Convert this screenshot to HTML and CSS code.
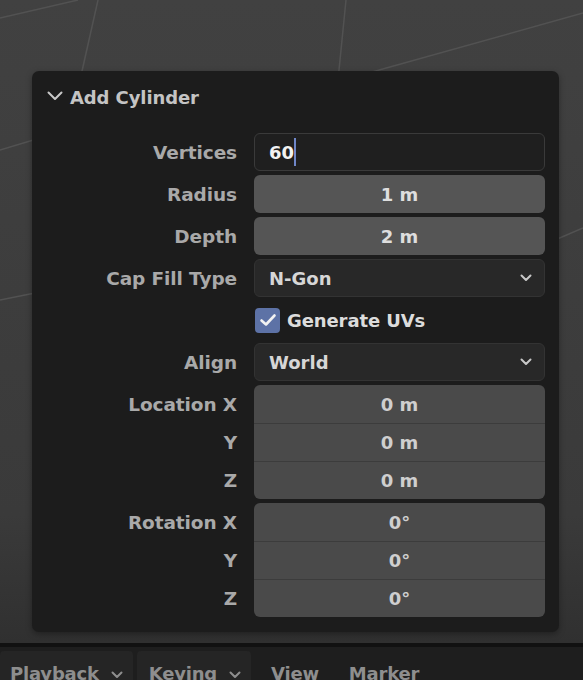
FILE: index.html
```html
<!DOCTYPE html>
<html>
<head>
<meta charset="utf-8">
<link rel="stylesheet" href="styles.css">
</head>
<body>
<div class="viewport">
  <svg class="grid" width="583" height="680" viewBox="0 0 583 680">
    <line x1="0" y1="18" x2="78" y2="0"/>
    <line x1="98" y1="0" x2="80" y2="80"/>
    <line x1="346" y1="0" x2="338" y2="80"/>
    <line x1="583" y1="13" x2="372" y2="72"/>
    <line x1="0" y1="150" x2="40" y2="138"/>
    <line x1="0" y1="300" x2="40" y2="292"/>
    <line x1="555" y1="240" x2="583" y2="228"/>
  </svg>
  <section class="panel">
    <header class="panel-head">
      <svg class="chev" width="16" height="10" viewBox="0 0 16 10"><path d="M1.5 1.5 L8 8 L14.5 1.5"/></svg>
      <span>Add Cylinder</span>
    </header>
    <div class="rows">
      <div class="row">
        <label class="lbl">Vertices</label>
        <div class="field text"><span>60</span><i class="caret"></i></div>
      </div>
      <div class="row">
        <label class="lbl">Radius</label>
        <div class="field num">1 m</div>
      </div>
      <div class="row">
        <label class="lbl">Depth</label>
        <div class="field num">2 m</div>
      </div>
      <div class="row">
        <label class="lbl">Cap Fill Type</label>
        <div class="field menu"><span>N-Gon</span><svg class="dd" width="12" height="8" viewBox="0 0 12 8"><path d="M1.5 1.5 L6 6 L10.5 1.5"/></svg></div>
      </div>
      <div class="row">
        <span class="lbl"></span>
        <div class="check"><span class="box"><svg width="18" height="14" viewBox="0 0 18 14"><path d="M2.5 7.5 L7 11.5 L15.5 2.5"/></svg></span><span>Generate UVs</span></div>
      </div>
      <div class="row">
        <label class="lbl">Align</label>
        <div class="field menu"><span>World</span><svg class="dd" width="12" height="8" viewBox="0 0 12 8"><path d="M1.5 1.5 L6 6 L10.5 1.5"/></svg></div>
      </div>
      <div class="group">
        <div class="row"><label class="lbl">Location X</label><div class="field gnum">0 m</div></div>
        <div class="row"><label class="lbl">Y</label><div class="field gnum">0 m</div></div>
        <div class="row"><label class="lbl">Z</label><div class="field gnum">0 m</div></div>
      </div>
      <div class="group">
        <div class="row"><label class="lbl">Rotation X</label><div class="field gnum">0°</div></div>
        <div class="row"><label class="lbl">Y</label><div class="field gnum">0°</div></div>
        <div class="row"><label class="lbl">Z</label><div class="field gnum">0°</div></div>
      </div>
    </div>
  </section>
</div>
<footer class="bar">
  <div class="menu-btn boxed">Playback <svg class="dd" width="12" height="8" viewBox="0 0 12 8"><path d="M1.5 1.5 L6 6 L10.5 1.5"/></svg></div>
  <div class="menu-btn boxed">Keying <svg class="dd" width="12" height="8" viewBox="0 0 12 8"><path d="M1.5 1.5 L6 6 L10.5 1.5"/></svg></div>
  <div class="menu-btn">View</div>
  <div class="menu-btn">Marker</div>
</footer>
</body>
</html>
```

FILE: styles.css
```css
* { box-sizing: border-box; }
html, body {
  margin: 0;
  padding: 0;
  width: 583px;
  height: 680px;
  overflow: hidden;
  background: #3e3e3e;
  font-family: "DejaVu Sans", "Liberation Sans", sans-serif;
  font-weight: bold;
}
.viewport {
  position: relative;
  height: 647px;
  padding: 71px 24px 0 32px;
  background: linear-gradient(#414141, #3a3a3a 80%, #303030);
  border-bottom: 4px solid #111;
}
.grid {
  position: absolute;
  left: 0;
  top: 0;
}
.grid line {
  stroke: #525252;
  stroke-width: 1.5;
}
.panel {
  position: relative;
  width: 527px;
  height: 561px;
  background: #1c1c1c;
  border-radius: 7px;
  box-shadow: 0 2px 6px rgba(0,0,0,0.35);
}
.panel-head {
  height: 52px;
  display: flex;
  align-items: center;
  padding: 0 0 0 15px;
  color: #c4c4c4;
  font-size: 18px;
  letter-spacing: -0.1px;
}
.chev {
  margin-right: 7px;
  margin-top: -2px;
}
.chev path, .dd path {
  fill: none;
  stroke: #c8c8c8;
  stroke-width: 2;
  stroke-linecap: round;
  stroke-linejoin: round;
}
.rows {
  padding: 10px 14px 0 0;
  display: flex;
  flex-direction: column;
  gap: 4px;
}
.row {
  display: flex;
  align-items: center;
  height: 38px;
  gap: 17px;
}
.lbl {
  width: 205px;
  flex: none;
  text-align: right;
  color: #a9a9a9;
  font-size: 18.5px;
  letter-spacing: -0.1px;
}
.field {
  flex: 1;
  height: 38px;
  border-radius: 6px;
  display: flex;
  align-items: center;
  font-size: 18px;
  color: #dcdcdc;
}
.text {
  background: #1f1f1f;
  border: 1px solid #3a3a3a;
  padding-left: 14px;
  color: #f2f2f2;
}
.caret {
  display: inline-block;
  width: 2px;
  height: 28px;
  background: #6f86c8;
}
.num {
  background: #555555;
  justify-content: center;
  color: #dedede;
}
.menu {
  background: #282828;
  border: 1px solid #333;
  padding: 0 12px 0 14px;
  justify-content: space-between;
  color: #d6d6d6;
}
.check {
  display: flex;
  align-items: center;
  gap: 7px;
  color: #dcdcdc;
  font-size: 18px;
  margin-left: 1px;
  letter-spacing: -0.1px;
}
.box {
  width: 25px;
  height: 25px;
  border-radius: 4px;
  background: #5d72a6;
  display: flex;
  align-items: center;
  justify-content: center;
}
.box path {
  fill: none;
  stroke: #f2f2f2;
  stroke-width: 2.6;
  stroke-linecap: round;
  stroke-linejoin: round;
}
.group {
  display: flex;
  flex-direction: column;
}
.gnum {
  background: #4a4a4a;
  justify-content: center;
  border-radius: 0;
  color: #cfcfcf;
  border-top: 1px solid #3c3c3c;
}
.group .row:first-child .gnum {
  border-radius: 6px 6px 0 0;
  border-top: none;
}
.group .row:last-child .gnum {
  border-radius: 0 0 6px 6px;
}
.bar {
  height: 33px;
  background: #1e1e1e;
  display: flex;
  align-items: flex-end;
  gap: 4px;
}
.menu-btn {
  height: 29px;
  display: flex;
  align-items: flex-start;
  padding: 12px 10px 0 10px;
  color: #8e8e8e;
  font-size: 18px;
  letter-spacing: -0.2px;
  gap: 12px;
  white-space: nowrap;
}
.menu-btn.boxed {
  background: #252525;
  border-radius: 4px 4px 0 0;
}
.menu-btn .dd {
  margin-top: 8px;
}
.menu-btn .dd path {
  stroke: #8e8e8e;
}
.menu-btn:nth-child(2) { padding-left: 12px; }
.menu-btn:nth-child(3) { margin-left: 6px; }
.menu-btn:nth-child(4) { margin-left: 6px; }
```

####################

_WORK INSTRUCTIONS:_ Pictures are excluded; output everything else in the data verbatim.

_THE ANSWER:_
Convert this screenshot to HTML and CSS code.
FILE: index.html
```html
<!DOCTYPE html>
<html>
<head>
<meta charset="utf-8">
<link rel="stylesheet" href="styles.css">
</head>
<body>
<div class="viewport">
  <svg class="grid" width="583" height="680" viewBox="0 0 583 680">
    <line x1="0" y1="18" x2="78" y2="0"/>
    <line x1="98" y1="0" x2="80" y2="80"/>
    <line x1="346" y1="0" x2="338" y2="80"/>
    <line x1="583" y1="13" x2="372" y2="72"/>
    <line x1="0" y1="150" x2="40" y2="138"/>
    <line x1="0" y1="300" x2="40" y2="292"/>
    <line x1="555" y1="240" x2="583" y2="228"/>
  </svg>
  <section class="panel">
    <header class="panel-head">
      <svg class="chev" width="16" height="10" viewBox="0 0 16 10"><path d="M1.5 1.5 L8 8 L14.5 1.5"/></svg>
      <span>Add Cylinder</span>
    </header>
    <div class="rows">
      <div class="row">
        <label class="lbl">Vertices</label>
        <div class="field text"><span>60</span><i class="caret"></i></div>
      </div>
      <div class="row">
        <label class="lbl">Radius</label>
        <div class="field num">1 m</div>
      </div>
      <div class="row">
        <label class="lbl">Depth</label>
        <div class="field num">2 m</div>
      </div>
      <div class="row">
        <label class="lbl">Cap Fill Type</label>
        <div class="field menu"><span>N-Gon</span><svg class="dd" width="12" height="8" viewBox="0 0 12 8"><path d="M1.5 1.5 L6 6 L10.5 1.5"/></svg></div>
      </div>
      <div class="row">
        <span class="lbl"></span>
        <div class="check"><span class="box"><svg width="18" height="14" viewBox="0 0 18 14"><path d="M2.5 7.5 L7 11.5 L15.5 2.5"/></svg></span><span>Generate UVs</span></div>
      </div>
      <div class="row">
        <label class="lbl">Align</label>
        <div class="field menu"><span>World</span><svg class="dd" width="12" height="8" viewBox="0 0 12 8"><path d="M1.5 1.5 L6 6 L10.5 1.5"/></svg></div>
      </div>
      <div class="group">
        <div class="row"><label class="lbl">Location X</label><div class="field gnum">0 m</div></div>
        <div class="row"><label class="lbl">Y</label><div class="field gnum">0 m</div></div>
        <div class="row"><label class="lbl">Z</label><div class="field gnum">0 m</div></div>
      </div>
      <div class="group">
        <div class="row"><label class="lbl">Rotation X</label><div class="field gnum">0°</div></div>
        <div class="row"><label class="lbl">Y</label><div class="field gnum">0°</div></div>
        <div class="row"><label class="lbl">Z</label><div class="field gnum">0°</div></div>
      </div>
    </div>
  </section>
</div>
<footer class="bar">
  <div class="menu-btn boxed">Playback <svg class="dd" width="12" height="8" viewBox="0 0 12 8"><path d="M1.5 1.5 L6 6 L10.5 1.5"/></svg></div>
  <div class="menu-btn boxed">Keying <svg class="dd" width="12" height="8" viewBox="0 0 12 8"><path d="M1.5 1.5 L6 6 L10.5 1.5"/></svg></div>
  <div class="menu-btn">View</div>
  <div class="menu-btn">Marker</div>
</footer>
</body>
</html>
```

FILE: styles.css
```css
* { box-sizing: border-box; }
html, body {
  margin: 0;
  padding: 0;
  width: 583px;
  height: 680px;
  overflow: hidden;
  background: #3e3e3e;
  font-family: "DejaVu Sans", "Liberation Sans", sans-serif;
  font-weight: bold;
}
.viewport {
  position: relative;
  height: 647px;
  padding: 71px 24px 0 32px;
  background: linear-gradient(#414141, #3a3a3a 80%, #303030);
  border-bottom: 4px solid #111;
}
.grid {
  position: absolute;
  left: 0;
  top: 0;
}
.grid line {
  stroke: #525252;
  stroke-width: 1.5;
}
.panel {
  position: relative;
  width: 527px;
  height: 561px;
  background: #1c1c1c;
  border-radius: 7px;
  box-shadow: 0 2px 6px rgba(0,0,0,0.35);
}
.panel-head {
  height: 52px;
  display: flex;
  align-items: center;
  padding: 0 0 0 15px;
  color: #c4c4c4;
  font-size: 18px;
  letter-spacing: -0.1px;
}
.chev {
  margin-right: 7px;
  margin-top: -2px;
}
.chev path, .dd path {
  fill: none;
  stroke: #c8c8c8;
  stroke-width: 2;
  stroke-linecap: round;
  stroke-linejoin: round;
}
.rows {
  padding: 10px 14px 0 0;
  display: flex;
  flex-direction: column;
  gap: 4px;
}
.row {
  display: flex;
  align-items: center;
  height: 38px;
  gap: 17px;
}
.lbl {
  width: 205px;
  flex: none;
  text-align: right;
  color: #a9a9a9;
  font-size: 18.5px;
  letter-spacing: -0.1px;
}
.field {
  flex: 1;
  height: 38px;
  border-radius: 6px;
  display: flex;
  align-items: center;
  font-size: 18px;
  color: #dcdcdc;
}
.text {
  background: #1f1f1f;
  border: 1px solid #3a3a3a;
  padding-left: 14px;
  color: #f2f2f2;
}
.caret {
  display: inline-block;
  width: 2px;
  height: 28px;
  background: #6f86c8;
}
.num {
  background: #555555;
  justify-content: center;
  color: #dedede;
}
.menu {
  background: #282828;
  border: 1px solid #333;
  padding: 0 12px 0 14px;
  justify-content: space-between;
  color: #d6d6d6;
}
.check {
  display: flex;
  align-items: center;
  gap: 7px;
  color: #dcdcdc;
  font-size: 18px;
  margin-left: 1px;
  letter-spacing: -0.1px;
}
.box {
  width: 25px;
  height: 25px;
  border-radius: 4px;
  background: #5d72a6;
  display: flex;
  align-items: center;
  justify-content: center;
}
.box path {
  fill: none;
  stroke: #f2f2f2;
  stroke-width: 2.6;
  stroke-linecap: round;
  stroke-linejoin: round;
}
.group {
  display: flex;
  flex-direction: column;
}
.gnum {
  background: #4a4a4a;
  justify-content: center;
  border-radius: 0;
  color: #cfcfcf;
  border-top: 1px solid #3c3c3c;
}
.group .row:first-child .gnum {
  border-radius: 6px 6px 0 0;
  border-top: none;
}
.group .row:last-child .gnum {
  border-radius: 0 0 6px 6px;
}
.bar {
  height: 33px;
  background: #1e1e1e;
  display: flex;
  align-items: flex-end;
  gap: 4px;
}
.menu-btn {
  height: 29px;
  display: flex;
  align-items: flex-start;
  padding: 12px 10px 0 10px;
  color: #8e8e8e;
  font-size: 18px;
  letter-spacing: -0.2px;
  gap: 12px;
  white-space: nowrap;
}
.menu-btn.boxed {
  background: #252525;
  border-radius: 4px 4px 0 0;
}
.menu-btn .dd {
  margin-top: 8px;
}
.menu-btn .dd path {
  stroke: #8e8e8e;
}
.menu-btn:nth-child(2) { padding-left: 12px; }
.menu-btn:nth-child(3) { margin-left: 6px; }
.menu-btn:nth-child(4) { margin-left: 6px; }
```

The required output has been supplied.